GIVEN TASK – Output nothing but the lines from the one with "Write a component" through the one with "import React from", including both. Leave the pictures out of the copy.

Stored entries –
+===+

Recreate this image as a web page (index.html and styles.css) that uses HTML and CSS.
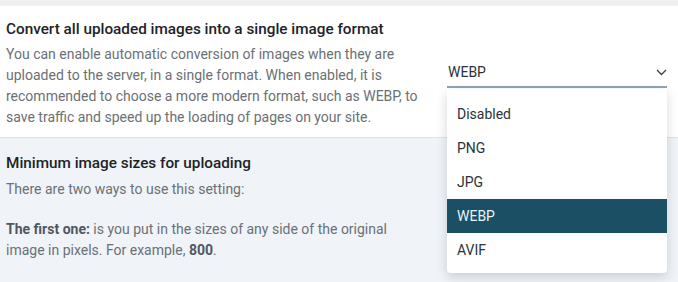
FILE: index.html
```html
<!DOCTYPE html>
<html lang="en">
<head>
    <meta charset="UTF-8">
    <meta name="viewport" content="width=device-width, initial-scale=1.0">
    <title>Image Settings</title>
    <link rel="stylesheet" href="styles.css">
</head>
<body>
    <div class="top-strip"></div>

    <!-- Conversion format setting -->
    <div class="setting setting-white">
        <div class="setting-text">
            <h3>Convert all uploaded images into a single image format</h3>
            <p>You can enable automatic conversion of images when they are uploaded to the server, in a single format. When enabled, it is recommended to choose a more modern format, such as WEBP, to save traffic and speed up the loading of pages on your site.</p>
        </div>
        <div class="setting-control">
            <div class="select">
                <span>WEBP</span>
                <svg class="chevron" width="11" height="7" viewBox="0 0 11 7">
                    <path d="M1 1l4.5 4.5L10 1" fill="none" stroke="#3c434a" stroke-width="1.4"/>
                </svg>
            </div>
            <ul class="dropdown">
                <li>Disabled</li>
                <li>PNG</li>
                <li>JPG</li>
                <li class="selected">WEBP</li>
                <li>AVIF</li>
            </ul>
        </div>
    </div>

    <!-- Minimum sizes setting -->
    <div class="setting setting-grey">
        <div class="setting-text">
            <h3>Minimum image sizes for uploading</h3>
            <p>There are two ways to use this setting:</p>
            <p class="gap"><b>The first one:</b> is you put in the sizes of any side of the original image in pixels. For example, <b>800</b>.</p>
        </div>
    </div>
</body>
</html>
```

FILE: styles.css
```css
body {
    font-family: Roboto, "Liberation Sans", sans-serif;
    background-color: #f0f4f9;
    margin: 0;
    padding: 0;
    height: 282px;
    overflow: hidden;
}

.top-strip {
    height: 5px;
    background-color: #f0f0f1;
    border-bottom: 1px solid #f3f3f4;
}

.setting {
    display: flex;
    align-items: center;
    gap: 25px;
    padding: 12px 6px 9px;
}

.setting-white {
    background-color: #fff;
    border-bottom: 1px solid #dfe2e6;
}

.setting-grey {
    background-color: #f0f4f9;
    padding-top: 14px;
}

.setting-text {
    width: 416px;
}

.setting-text h3 {
    margin: 0 0 4px;
    font-size: 15.3px;
    line-height: 22px;
    font-weight: 500;
    color: #1d2327;
    white-space: nowrap;
}

.setting-grey h3 {
    margin-bottom: 5px;
}

.setting-text p {
    margin: 0;
    font-size: 14px;
    line-height: 21px;
    color: #6b7075;
}

.setting-grey .setting-text p {
    width: 392px;
}

.setting-text p.gap {
    margin-top: 19px;
}

.setting-text b {
    color: #50575e;
    font-weight: 700;
}

.setting-control {
    position: relative;
    width: 220px;
}

.select {
    display: flex;
    justify-content: space-between;
    align-items: center;
    height: 28px;
    padding: 0 0 0 1px;
    border-bottom: 2px solid #8ca5b8;
    font-size: 14px;
    color: #2c3338;
}

.dropdown {
    position: absolute;
    top: 31px;
    left: 0;
    right: 0;
    margin: 0;
    padding: 8px 0 6px;
    list-style: none;
    background-color: #fff;
    border-radius: 0 0 4px 4px;
    box-shadow: 0 4px 12px rgba(0, 0, 0, 0.16);
    z-index: 2;
}

.dropdown li {
    height: 34px;
    line-height: 34px;
    padding-left: 10px;
    font-size: 14px;
    color: #2c3338;
}

.dropdown li.selected {
    background-color: #1b4f63;
    color: #e8f4ff;
}
```
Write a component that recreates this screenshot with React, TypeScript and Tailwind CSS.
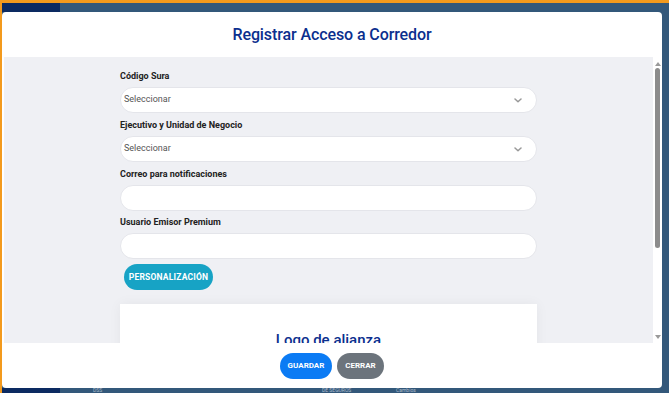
import React from "react";

function Chevron() {
  return (
    <svg width="8" height="5" viewBox="0 0 8 5" fill="none">
      <path d="M1 1l3 2.8L7 1" stroke="#999" strokeWidth="1.5" strokeLinecap="round" strokeLinejoin="round" />
    </svg>
  );
}

function Label({ children }: { children: React.ReactNode }) {
  return (
    <div className="h-[14px] leading-[14px] text-[9px] font-bold text-[#222]">{children}</div>
  );
}

function SelectBox() {
  return (
    <div className="h-[26px] rounded-full bg-white border border-[#e4e5ea] flex items-center justify-between pl-[3px] pr-[14px]">
      <span className="text-[9px] text-[#555]">Seleccionar</span>
      <Chevron />
    </div>
  );
}

function InputBox() {
  return <div className="h-[26px] rounded-full bg-white border border-[#e4e5ea]" />;
}

export default function App() {
  return (
    <div
      className="relative w-[669px] h-[393px] overflow-hidden bg-[#33587a]"
      style={{ fontFamily: "Roboto, 'Noto Sans', sans-serif" }}
    >
      {/* page behind */}
      <div className="h-[3px] bg-[#f39a1d]" />
      <div className="flex h-[9px]">
        <div className="w-[58px] ml-[2px] bg-[#0c2a61]" />
        <div className="flex-1 bg-[#33587a]" />
      </div>
      <div className="absolute left-0 top-0 bottom-0 w-[2px] bg-[#f39a1d]" />
      <div className="absolute left-0 bottom-0 right-0 h-[5px] flex">
        <div className="w-[58px] h-full bg-[#0c2a61] ml-[2px]" />
        <div className="flex-1 relative text-[5px] text-[#aebccb] leading-[5px]">
          <span className="absolute left-[33px] top-0">DSS</span>
          <span className="absolute left-[262px] top-0">DE SEGUROS</span>
          <span className="absolute left-[336px] top-0">Cambios</span>
        </div>
      </div>

      {/* modal */}
      <div className="absolute left-[2px] top-[12px] w-[660px] h-[376px] bg-white rounded-[4px] flex flex-col overflow-hidden">
        <div className="h-[45px] flex items-center justify-center pt-[1px]">
          <h1 className="text-[16px] font-medium text-[#0b2f8e] tracking-[-0.1px]">Registrar Acceso a Corredor</h1>
        </div>
        <div className="h-[286px] flex pl-[2px]">
          <div className="flex-1 bg-[#eff0f4] overflow-hidden">
            <div className="w-[417px] mx-auto pt-[12px]">
              <Label>Código Sura</Label>
              <div className="mt-[4px]"><SelectBox /></div>
              <div className="mt-[5px]"><Label>Ejecutivo y Unidad de Negocio</Label></div>
              <div className="mt-[4px]"><SelectBox /></div>
              <div className="mt-[5px]"><Label>Correo para notificaciones</Label></div>
              <div className="mt-[4px]"><InputBox /></div>
              <div className="mt-[4px]"><Label>Usuario Emisor Premium</Label></div>
              <div className="mt-[4px]"><InputBox /></div>
              <button className="block mt-[5px] ml-[4px] h-[26px] w-[89px] rounded-full bg-[#17a3c5] text-white text-[8.5px] font-bold tracking-[0.2px]">
                PERSONALIZACIÓN
              </button>
              <div className="mt-[14px] bg-white h-[120px] shadow-[0_0_12px_rgba(0,0,0,0.05)] pt-[25px] text-center">
                <div className="text-[15px] font-medium text-[#0b2f8e]">Logo de alianza</div>
              </div>
            </div>
          </div>
          <div className="w-[9px] flex flex-col items-center">
            <div className="mt-[5px] w-0 h-0 border-l-[3px] border-r-[3px] border-b-[4px] border-l-transparent border-r-transparent border-b-[#9a9a9a]" />
            <div className="mt-[2px] w-[5px] h-[180px] rounded-full bg-[#8c8c8c]" />
            <div className="flex-1" />
            <div className="mb-[4px] w-0 h-0 border-l-[3px] border-r-[3px] border-t-[4px] border-l-transparent border-r-transparent border-t-[#9a9a9a]" />
          </div>
        </div>
        <div className="flex-1 flex items-start justify-center gap-[5px] pt-[10px]">
          <button className="h-[26px] w-[52px] rounded-full bg-[#0b7bf4] text-white text-[8px] font-bold">GUARDAR</button>
          <button className="h-[26px] w-[47px] rounded-full bg-[#6c747c] text-white text-[8px] font-bold">CERRAR</button>
        </div>
      </div>
    </div>
  );
}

+===+

EXERCISE OUTPUT –
Write a component that recreates this screenshot with React, TypeScript and Tailwind CSS.
import React from "react";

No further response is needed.